- _EXCERPTED DATA_
----

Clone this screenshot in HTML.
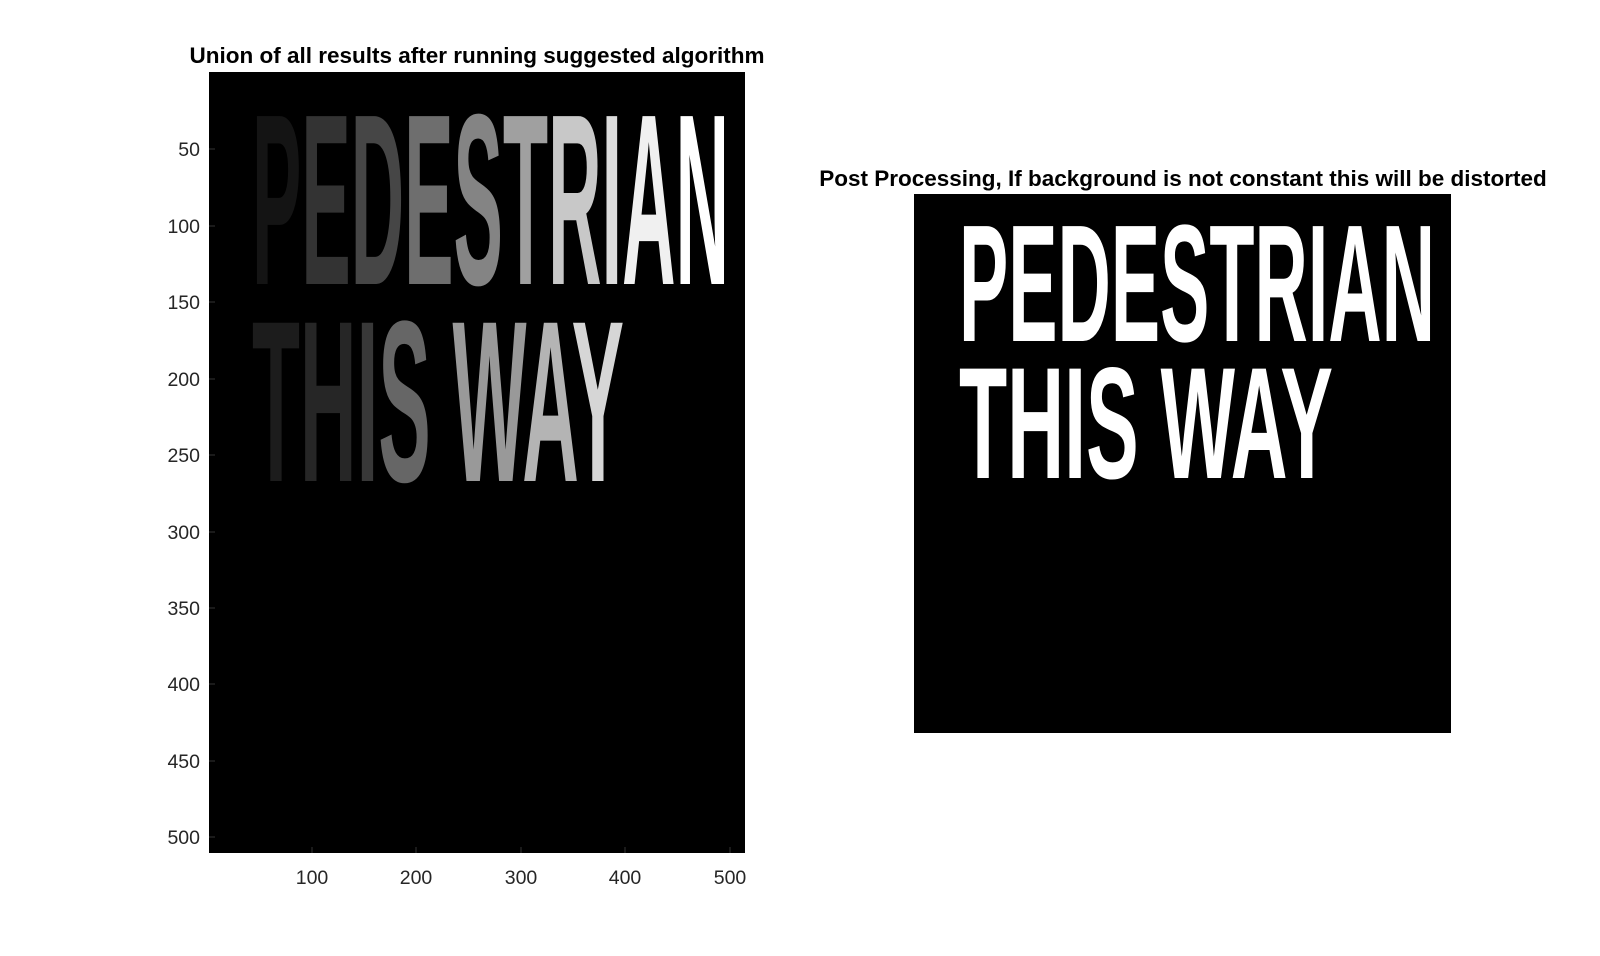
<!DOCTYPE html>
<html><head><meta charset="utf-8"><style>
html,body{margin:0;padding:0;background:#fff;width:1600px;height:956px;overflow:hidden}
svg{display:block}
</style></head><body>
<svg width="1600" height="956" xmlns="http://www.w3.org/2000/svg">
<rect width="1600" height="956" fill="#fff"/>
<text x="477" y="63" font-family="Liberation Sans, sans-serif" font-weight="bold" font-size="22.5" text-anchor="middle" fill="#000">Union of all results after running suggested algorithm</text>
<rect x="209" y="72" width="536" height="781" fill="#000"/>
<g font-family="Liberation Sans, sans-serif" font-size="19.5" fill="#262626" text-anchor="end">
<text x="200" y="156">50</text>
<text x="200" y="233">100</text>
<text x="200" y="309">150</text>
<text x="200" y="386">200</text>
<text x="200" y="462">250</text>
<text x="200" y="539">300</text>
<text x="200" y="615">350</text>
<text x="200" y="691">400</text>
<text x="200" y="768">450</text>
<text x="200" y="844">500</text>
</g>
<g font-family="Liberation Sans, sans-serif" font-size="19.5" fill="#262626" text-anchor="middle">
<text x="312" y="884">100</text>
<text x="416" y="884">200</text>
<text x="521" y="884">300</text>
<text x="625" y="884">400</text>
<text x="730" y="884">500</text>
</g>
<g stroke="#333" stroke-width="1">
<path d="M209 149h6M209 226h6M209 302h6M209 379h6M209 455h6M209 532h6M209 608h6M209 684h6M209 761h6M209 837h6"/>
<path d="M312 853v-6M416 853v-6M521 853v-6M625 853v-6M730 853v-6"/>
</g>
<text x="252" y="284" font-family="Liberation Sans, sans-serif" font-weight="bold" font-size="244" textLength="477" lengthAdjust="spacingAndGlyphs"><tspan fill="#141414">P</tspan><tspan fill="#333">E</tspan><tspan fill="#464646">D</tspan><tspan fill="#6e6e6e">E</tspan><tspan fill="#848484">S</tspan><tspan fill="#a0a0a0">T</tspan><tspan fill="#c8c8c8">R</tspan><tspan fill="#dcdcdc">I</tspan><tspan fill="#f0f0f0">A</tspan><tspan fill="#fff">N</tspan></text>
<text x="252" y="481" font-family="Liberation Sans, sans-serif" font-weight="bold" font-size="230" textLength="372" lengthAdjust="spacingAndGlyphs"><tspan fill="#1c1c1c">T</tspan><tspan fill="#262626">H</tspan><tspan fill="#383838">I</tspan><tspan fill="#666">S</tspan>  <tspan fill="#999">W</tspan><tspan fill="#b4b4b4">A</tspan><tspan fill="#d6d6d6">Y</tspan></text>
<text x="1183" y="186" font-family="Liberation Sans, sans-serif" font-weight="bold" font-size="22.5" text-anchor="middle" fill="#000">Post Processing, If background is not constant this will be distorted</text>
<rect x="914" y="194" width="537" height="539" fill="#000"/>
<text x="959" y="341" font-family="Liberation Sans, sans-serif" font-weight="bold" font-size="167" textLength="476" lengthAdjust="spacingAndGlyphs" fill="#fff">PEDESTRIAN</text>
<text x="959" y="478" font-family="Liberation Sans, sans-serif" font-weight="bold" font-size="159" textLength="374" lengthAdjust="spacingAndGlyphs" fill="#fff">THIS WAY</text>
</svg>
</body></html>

----

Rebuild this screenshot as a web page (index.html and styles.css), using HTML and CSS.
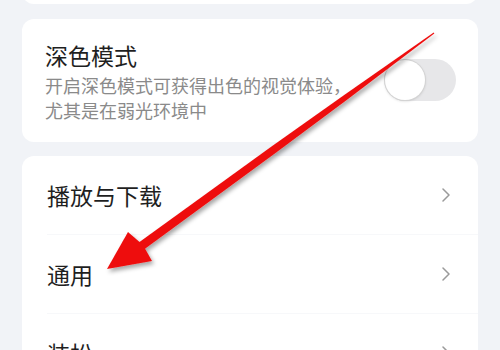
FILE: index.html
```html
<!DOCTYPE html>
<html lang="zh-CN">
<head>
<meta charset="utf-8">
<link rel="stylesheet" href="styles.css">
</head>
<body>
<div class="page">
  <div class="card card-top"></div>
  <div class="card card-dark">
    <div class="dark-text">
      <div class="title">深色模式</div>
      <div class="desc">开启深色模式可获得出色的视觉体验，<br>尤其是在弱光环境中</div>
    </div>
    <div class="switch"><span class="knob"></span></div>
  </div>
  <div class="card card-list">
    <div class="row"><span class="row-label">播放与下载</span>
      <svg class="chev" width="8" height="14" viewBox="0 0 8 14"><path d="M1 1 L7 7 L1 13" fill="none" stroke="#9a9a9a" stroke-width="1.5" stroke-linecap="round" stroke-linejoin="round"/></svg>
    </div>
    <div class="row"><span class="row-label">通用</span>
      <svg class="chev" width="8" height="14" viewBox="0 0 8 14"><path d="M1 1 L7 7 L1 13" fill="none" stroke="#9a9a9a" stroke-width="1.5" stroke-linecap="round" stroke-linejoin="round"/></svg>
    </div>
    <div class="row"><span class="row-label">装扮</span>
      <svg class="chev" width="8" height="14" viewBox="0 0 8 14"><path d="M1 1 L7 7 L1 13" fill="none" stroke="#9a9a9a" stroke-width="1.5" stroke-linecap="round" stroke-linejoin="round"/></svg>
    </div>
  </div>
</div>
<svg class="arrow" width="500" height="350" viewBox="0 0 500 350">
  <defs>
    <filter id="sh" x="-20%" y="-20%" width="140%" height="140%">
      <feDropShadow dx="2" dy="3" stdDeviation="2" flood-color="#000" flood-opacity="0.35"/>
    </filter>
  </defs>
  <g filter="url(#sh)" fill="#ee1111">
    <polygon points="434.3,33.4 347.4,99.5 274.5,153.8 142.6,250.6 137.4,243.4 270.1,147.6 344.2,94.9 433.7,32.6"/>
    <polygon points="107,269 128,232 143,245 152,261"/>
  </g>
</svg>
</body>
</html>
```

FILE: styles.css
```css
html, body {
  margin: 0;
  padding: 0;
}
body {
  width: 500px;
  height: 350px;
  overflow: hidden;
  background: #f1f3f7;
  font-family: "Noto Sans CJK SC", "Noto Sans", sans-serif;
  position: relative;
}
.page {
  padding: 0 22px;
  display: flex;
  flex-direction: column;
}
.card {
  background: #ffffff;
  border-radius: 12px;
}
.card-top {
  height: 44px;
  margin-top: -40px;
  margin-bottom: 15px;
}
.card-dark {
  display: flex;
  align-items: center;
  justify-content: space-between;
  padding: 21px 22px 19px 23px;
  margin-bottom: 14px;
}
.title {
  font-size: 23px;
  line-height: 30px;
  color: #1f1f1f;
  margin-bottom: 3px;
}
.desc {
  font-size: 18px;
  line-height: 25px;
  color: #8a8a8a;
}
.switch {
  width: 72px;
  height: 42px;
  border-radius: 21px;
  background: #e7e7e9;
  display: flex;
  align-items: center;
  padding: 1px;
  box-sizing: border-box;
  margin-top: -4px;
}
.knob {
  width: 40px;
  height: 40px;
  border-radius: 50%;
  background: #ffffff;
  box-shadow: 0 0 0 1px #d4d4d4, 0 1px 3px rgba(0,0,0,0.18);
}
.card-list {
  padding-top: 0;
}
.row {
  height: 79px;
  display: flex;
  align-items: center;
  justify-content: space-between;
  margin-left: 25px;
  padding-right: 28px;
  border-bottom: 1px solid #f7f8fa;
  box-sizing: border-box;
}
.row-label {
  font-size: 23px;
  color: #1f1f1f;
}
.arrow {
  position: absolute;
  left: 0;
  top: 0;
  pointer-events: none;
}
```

----

- _PROBLEM TO SOLVE_
Gather and copy every line of the data in which the string "page" is found.

- _RESPONSE FOR THIS EXERCISE_
Rebuild this screenshot as a web page (index.html and styles.css), using HTML and CSS.
<div class="page">
.page {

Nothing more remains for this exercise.